### Supplied data
## start

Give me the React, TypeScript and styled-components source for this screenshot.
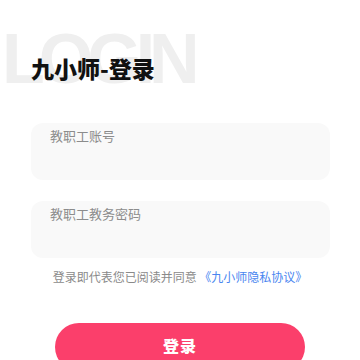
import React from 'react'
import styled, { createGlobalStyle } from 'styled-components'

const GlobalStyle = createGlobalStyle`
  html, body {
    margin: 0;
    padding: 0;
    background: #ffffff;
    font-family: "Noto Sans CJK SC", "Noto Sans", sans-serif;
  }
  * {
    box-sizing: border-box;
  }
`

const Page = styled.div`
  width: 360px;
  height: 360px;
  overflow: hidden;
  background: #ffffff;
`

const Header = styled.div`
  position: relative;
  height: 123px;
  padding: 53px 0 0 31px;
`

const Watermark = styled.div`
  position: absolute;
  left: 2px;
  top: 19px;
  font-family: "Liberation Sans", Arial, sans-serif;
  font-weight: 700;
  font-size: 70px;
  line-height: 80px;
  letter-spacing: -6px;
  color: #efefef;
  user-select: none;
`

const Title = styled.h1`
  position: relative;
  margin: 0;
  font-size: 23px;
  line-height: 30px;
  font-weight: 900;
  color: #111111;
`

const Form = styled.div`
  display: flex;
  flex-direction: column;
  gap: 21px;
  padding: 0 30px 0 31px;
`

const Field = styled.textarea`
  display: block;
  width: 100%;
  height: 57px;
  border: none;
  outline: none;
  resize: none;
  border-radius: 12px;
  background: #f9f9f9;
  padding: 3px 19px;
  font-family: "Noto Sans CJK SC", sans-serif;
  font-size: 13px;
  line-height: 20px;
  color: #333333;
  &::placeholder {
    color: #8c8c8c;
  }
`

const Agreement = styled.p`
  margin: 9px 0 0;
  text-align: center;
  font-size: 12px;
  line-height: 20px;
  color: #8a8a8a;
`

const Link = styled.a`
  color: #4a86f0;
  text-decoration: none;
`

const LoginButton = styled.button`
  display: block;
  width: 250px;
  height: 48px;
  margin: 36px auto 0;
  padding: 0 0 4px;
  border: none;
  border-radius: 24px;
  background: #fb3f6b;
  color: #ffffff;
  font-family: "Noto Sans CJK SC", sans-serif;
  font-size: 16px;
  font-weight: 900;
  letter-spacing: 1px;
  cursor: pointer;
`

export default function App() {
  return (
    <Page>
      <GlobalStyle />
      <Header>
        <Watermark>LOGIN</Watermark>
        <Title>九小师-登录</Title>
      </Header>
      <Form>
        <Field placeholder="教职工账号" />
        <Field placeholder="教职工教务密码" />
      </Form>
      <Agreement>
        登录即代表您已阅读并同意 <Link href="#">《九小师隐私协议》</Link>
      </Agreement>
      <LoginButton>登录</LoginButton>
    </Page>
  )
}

## end

### Task to complete
Where a line in the material contains "React", copy that line.

### Result
Give me the React, TypeScript and styled-components source for this screenshot.
import React from 'react'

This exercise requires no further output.